▶ _Working data_
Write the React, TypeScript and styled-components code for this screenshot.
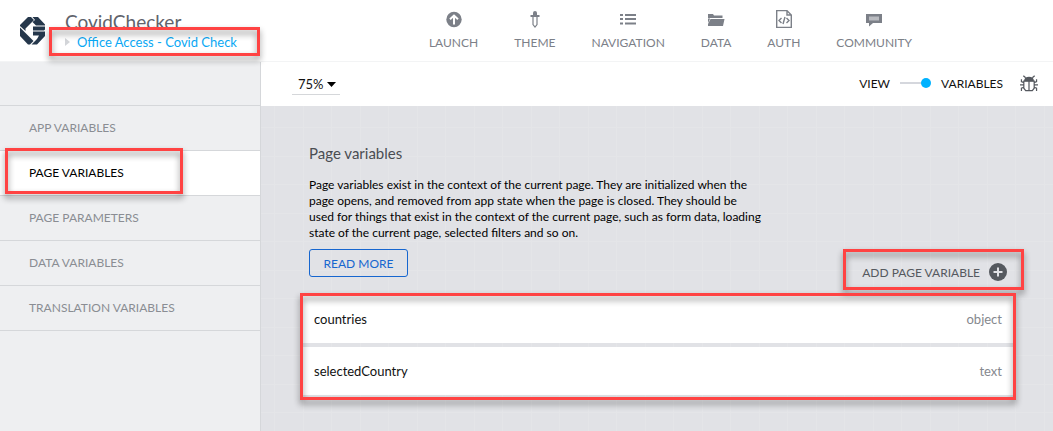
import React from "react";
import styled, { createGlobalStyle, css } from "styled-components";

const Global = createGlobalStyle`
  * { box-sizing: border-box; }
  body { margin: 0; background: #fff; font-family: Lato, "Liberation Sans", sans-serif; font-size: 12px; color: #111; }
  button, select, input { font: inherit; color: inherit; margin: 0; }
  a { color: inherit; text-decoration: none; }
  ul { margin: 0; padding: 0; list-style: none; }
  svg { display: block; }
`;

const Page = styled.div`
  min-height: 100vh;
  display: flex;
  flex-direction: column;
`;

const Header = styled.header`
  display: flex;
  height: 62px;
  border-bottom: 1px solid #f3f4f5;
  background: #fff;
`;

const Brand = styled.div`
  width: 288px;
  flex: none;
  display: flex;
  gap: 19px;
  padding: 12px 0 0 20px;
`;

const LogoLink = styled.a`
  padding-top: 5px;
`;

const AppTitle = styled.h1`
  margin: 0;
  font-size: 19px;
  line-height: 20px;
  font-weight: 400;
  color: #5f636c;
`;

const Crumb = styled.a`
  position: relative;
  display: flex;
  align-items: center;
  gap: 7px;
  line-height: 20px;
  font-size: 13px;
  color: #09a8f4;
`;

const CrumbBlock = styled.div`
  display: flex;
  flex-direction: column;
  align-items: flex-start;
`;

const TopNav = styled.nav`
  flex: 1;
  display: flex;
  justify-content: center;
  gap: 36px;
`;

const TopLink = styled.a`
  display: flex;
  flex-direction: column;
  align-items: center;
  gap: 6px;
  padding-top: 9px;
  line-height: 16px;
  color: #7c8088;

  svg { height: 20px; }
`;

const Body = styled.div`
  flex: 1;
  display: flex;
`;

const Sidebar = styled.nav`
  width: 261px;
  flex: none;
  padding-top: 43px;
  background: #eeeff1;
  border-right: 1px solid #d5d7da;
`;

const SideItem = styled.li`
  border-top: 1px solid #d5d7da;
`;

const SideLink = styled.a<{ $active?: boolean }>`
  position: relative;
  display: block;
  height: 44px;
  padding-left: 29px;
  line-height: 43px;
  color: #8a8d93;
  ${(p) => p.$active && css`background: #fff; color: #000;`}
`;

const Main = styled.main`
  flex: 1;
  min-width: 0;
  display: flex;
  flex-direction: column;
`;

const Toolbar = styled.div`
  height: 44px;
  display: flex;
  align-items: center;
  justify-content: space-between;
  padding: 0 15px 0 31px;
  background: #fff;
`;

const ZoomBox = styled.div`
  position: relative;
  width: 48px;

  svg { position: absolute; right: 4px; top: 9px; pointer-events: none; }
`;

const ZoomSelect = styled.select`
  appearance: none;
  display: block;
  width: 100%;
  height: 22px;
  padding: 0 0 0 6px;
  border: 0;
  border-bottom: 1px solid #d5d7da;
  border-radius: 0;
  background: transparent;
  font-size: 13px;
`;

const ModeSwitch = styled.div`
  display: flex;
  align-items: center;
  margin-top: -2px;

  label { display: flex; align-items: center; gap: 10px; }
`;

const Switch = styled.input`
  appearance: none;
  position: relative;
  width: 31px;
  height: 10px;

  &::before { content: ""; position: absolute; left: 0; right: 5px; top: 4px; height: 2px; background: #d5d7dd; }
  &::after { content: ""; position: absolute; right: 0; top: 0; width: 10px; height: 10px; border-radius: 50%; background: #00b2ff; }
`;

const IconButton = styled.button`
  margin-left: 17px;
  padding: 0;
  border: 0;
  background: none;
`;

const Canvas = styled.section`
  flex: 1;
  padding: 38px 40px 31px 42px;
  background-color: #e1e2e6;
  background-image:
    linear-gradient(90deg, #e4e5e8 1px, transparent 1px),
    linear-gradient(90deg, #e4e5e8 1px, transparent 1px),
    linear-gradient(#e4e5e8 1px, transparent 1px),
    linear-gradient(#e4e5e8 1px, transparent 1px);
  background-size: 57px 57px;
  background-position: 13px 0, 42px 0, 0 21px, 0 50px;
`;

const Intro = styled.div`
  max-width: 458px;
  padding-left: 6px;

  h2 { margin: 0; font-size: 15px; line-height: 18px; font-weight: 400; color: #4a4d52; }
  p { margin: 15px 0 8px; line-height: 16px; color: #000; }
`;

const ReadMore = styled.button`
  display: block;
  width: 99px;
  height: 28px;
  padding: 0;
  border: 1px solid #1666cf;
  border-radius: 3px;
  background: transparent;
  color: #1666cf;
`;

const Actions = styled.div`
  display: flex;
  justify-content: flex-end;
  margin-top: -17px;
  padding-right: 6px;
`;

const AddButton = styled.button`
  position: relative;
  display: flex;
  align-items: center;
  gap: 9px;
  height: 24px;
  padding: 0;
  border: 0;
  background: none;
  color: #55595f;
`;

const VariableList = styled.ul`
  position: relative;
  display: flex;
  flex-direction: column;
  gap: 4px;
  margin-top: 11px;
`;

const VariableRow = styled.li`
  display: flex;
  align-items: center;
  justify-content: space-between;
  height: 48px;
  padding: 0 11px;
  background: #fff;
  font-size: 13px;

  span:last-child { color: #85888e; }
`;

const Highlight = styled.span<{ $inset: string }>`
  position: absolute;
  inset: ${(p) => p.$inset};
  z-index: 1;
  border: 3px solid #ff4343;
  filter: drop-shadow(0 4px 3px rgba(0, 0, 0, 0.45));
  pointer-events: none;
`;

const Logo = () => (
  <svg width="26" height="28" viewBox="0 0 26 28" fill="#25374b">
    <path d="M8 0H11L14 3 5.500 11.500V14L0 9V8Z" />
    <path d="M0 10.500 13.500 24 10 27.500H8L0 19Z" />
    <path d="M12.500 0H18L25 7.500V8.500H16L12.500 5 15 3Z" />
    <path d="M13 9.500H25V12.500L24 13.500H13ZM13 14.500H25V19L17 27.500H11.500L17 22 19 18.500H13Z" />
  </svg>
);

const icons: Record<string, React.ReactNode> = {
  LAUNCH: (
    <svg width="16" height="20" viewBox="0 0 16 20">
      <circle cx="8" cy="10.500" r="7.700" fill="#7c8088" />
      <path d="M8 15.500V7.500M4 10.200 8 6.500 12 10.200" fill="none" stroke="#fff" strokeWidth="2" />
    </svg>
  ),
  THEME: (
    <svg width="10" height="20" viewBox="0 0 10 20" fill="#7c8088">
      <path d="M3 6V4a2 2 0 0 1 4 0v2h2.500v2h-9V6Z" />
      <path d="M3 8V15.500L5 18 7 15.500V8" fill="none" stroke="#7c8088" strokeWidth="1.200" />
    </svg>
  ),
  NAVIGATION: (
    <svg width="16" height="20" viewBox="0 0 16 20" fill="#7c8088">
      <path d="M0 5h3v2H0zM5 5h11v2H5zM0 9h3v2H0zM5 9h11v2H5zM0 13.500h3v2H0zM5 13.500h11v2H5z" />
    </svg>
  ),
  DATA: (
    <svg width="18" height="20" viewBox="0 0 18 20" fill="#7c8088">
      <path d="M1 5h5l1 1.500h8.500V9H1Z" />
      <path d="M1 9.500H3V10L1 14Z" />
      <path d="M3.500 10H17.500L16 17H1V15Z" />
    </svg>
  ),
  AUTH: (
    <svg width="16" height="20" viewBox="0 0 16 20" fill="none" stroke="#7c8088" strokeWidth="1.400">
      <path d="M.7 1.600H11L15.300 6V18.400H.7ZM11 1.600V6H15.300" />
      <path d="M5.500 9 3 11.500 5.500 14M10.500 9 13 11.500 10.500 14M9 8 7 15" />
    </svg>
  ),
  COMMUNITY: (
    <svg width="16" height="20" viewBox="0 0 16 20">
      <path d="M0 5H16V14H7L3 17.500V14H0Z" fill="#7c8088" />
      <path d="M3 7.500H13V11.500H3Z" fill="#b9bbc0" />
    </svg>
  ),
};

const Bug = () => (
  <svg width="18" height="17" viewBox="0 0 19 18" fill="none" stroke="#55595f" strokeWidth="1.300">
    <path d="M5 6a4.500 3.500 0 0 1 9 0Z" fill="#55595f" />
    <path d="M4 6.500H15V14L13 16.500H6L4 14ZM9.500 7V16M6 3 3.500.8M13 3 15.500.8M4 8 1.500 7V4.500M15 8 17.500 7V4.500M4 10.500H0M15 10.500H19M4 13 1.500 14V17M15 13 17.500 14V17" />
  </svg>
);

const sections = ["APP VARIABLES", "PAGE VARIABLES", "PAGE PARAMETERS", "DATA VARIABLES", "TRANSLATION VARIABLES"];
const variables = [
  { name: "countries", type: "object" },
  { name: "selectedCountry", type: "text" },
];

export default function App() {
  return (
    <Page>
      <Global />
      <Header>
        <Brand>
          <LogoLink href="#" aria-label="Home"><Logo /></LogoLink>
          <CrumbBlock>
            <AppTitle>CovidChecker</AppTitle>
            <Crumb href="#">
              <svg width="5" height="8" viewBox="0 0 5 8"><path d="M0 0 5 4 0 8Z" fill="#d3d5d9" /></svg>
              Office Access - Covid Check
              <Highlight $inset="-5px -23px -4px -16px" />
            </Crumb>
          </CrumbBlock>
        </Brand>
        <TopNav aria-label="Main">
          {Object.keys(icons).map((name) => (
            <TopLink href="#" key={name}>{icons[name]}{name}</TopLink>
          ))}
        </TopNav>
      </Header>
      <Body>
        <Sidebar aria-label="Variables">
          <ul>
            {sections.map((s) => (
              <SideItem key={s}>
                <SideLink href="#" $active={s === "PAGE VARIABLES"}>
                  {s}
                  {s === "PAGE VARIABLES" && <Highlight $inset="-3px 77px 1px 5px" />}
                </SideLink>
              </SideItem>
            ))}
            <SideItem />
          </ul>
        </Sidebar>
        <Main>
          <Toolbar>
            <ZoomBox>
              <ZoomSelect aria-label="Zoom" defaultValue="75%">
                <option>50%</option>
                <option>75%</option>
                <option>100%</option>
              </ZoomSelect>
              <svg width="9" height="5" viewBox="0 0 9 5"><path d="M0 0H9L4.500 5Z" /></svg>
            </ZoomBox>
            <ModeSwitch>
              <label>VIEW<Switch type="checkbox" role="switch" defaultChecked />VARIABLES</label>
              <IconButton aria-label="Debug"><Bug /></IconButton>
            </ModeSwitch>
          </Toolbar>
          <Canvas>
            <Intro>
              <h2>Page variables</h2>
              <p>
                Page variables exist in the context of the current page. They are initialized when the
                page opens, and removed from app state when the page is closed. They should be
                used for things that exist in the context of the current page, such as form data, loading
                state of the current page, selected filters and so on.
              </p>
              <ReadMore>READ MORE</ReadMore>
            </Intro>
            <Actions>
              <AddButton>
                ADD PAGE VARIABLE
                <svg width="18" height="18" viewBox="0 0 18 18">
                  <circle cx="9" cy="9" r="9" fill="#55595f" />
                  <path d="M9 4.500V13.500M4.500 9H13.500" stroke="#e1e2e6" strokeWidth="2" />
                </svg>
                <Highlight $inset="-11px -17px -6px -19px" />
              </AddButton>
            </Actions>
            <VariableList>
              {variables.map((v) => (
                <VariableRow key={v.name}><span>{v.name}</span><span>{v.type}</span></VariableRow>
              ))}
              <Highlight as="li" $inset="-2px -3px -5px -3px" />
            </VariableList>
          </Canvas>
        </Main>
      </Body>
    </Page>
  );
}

* * *

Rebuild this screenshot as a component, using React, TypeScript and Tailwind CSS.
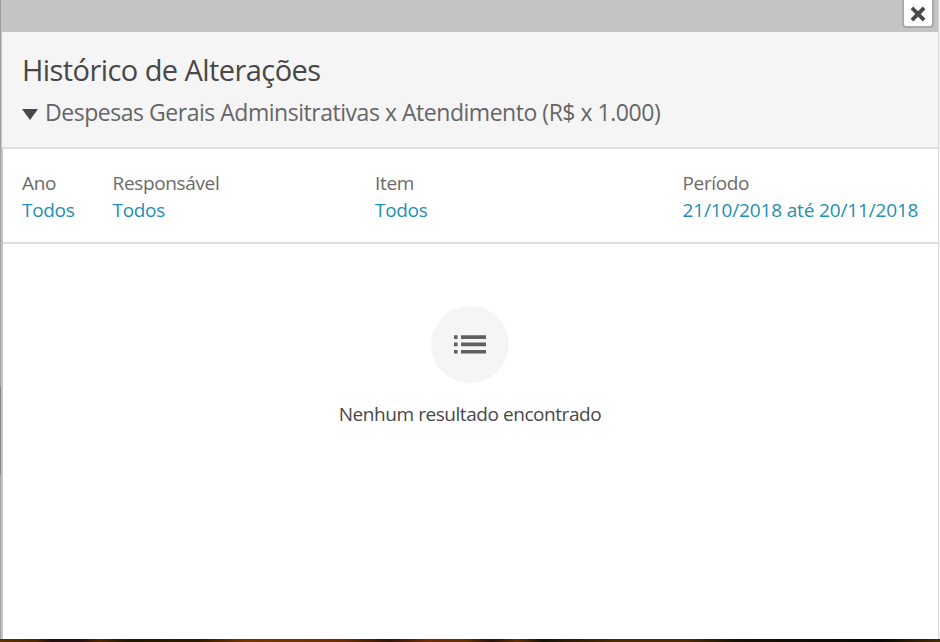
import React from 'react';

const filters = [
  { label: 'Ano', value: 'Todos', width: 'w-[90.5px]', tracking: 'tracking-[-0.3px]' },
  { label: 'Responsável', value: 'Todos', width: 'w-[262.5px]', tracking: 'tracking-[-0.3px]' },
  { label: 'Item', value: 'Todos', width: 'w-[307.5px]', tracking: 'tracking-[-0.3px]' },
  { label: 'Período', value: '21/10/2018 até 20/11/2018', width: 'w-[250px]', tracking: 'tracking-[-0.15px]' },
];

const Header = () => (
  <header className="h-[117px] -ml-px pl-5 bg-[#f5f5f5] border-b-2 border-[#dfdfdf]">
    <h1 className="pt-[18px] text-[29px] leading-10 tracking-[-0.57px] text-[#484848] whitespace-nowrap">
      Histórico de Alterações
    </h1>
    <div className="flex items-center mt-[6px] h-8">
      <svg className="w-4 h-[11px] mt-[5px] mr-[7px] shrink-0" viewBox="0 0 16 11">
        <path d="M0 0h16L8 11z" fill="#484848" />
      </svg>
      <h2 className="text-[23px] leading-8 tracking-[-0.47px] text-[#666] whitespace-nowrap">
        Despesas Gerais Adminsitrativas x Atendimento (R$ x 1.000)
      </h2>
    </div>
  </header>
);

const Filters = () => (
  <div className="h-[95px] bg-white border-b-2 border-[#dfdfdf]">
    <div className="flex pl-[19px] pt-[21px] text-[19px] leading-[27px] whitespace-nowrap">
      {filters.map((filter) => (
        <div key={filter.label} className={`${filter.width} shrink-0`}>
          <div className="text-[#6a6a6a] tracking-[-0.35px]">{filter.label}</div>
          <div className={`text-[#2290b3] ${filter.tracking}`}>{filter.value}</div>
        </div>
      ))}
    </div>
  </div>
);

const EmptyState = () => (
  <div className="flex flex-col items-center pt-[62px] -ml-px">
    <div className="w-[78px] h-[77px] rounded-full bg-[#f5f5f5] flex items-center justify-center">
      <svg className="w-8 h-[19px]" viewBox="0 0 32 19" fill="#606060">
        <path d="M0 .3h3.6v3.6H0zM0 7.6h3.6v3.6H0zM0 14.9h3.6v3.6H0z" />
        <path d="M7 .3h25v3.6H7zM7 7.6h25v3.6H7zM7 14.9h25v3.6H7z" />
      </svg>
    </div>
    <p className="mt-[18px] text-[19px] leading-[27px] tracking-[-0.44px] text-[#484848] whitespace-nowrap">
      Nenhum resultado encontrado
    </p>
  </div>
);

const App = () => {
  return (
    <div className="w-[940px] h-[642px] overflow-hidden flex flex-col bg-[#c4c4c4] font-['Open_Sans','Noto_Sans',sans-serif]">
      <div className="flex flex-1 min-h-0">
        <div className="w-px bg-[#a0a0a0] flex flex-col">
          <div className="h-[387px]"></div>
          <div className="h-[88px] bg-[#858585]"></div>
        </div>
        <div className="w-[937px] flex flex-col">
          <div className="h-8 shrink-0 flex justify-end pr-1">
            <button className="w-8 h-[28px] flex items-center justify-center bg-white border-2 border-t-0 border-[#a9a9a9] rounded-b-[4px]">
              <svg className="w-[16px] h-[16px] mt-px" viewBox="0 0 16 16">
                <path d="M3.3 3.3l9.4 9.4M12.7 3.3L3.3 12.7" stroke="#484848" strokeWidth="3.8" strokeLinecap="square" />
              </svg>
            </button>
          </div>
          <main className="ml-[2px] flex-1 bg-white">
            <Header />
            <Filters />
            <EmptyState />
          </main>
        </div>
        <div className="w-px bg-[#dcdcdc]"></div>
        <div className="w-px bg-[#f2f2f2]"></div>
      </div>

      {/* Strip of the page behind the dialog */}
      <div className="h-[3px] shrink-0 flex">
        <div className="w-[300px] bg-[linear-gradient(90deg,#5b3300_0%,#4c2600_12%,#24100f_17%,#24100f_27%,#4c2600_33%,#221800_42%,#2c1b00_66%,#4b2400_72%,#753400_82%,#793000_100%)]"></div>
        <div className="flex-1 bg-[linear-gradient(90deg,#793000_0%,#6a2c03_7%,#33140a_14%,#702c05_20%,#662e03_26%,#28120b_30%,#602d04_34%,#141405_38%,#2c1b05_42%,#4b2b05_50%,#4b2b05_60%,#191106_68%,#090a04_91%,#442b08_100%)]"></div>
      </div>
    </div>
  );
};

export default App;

▶ _Stated goal_
Pictures stay out: repeat exactly only the lines from the one with "Rebuild this screenshot" through the one with "import React from 'react';".

▶ _Solution_
Rebuild this screenshot as a component, using React, TypeScript and Tailwind CSS.
import React from 'react';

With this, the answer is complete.